高田崇史著「QED ベイカー街の問題」読了。

QEDシリーズは歴史ミステリーという分野に属する。
私見では、歴史ミステリーは、探偵役がタイムスリップするモノとそうでないのに大別できる。QEDは「しない方」、後者にあたる。

これまでの短歌の解釈に関して、探偵役の桑原崇は当時の政治状況や世界観などを総合した上で,読み解くというスタイルを採っていた。
そのスタイルは、短歌が単独にテクストとしてあるのはなく、時代背景という地を得て初めてテクストが浮上するのだと言いたげだ。
なるほど、短歌はたまたま現代まで残されたテキストの断片にすぎず、それは読み解くものではなく、読み解くための手がかりに過ぎないのかもしれない。

「QED ベイカー街の問題」。
今回は怨念やら地霊は出てこない。シャーロキアンの原典解釈がテーマー。
短歌についてあれほど当時の時代背景に気を配っていた桑原崇だが、今回は一転して、シャーロキアン風の原典至上主義を遊ぶ。

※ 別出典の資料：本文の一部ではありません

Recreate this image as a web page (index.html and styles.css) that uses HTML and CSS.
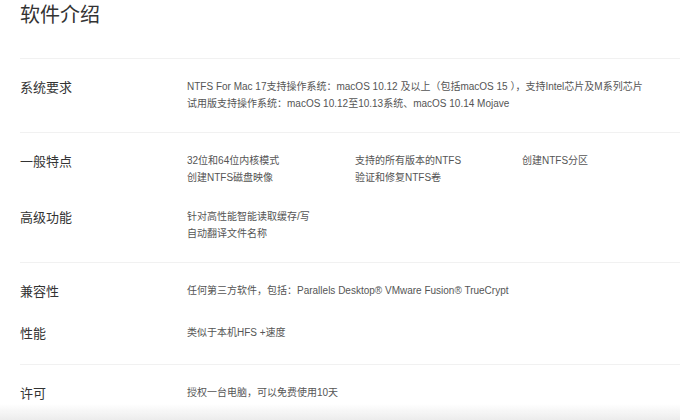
FILE: index.html
```html
<!DOCTYPE html>
<html lang="zh-CN">
<head>
<meta charset="utf-8">
<link rel="stylesheet" href="styles.css">
</head>
<body>
<div class="page">
  <h2 class="title">软件介绍</h2>

  <section class="group">
    <div class="row">
      <div class="label">系统要求</div>
      <div class="content">
        <p>NTFS For Mac 17支持操作系统：macOS 10.12 及以上（包括macOS 15 ），支持Intel芯片及M系列芯片</p>
        <p>试用版支持操作系统：macOS 10.12至10.13系统、macOS 10.14 Mojave</p>
      </div>
    </div>
  </section>

  <section class="group">
    <div class="row">
      <div class="label">一般特点</div>
      <div class="content grid3">
        <span>32位和64位内核模式</span>
        <span>支持的所有版本的NTFS</span>
        <span>创建NTFS分区</span>
        <span>创建NTFS磁盘映像</span>
        <span>验证和修复NTFS卷</span>
      </div>
    </div>
    <div class="row">
      <div class="label">高级功能</div>
      <div class="content">
        <p>针对高性能智能读取缓存/写</p>
        <p>自动翻译文件名称</p>
      </div>
    </div>
  </section>

  <section class="group">
    <div class="row">
      <div class="label">兼容性</div>
      <div class="content">
        <p>任何第三方软件，包括：Parallels Desktop® VMware Fusion® TrueCrypt</p>
      </div>
    </div>
    <div class="row">
      <div class="label">性能</div>
      <div class="content">
        <p>类似于本机HFS +速度</p>
      </div>
    </div>
  </section>

  <section class="group">
    <div class="row">
      <div class="label">许可</div>
      <div class="content">
        <p>授权一台电脑，可以免费使用10天</p>
      </div>
    </div>
  </section>
</div>
<div class="shade"></div>
</body>
</html>
```

FILE: styles.css
```css
html, body {
  margin: 0;
  padding: 0;
  background: #ffffff;
  overflow: hidden;
}

body {
  font-family: "Liberation Sans", "Noto Sans CJK SC", sans-serif;
  color: #333333;
}

.page {
  margin-left: 20px;
}

.title {
  margin: 0;
  font-size: 20px;
  font-weight: 400;
  line-height: 30px;
  color: #333333;
  padding-bottom: 28px;
  border-bottom: 1px solid #f1f1f1;
}

.group {
  display: flex;
  flex-direction: column;
  gap: 22px;
  padding: 19px 0 20px;
  border-bottom: 1px solid #f1f1f1;
}

.group:last-child {
  border-bottom: none;
}

.row {
  display: grid;
  grid-template-columns: 167px 1fr;
  align-items: start;
}

.label {
  font-size: 13px;
  line-height: 20px;
  color: #333333;
}

.content {
  font-size: 10px;
  line-height: 17px;
  color: #555555;
}

.content p {
  margin: 0;
}

.grid3 {
  display: grid;
  grid-template-columns: 168px 167px 168px;
}

.shade {
  position: fixed;
  left: 0;
  right: 0;
  bottom: 0;
  height: 16px;
  background: linear-gradient(to bottom, rgba(238, 238, 238, 0), #ececec);
}
```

推理術に一貫性のないことは、桑原の瑕疵にはならないだろう。
彼は殺人事件を疾病に喩える。
そして、ウィルスや悪性の腫瘍を体から追い出すようなに、犯人を逮捕することが本当の治療につながらないと考えている。漢方薬的な発想にでいえば、全身の調子を整えてこそ疾病は退散するということだ。
今回の犯人にとって何が全身の調子の回復により有効か、その観点から桑原は、推理スタイルを選択するのだろう。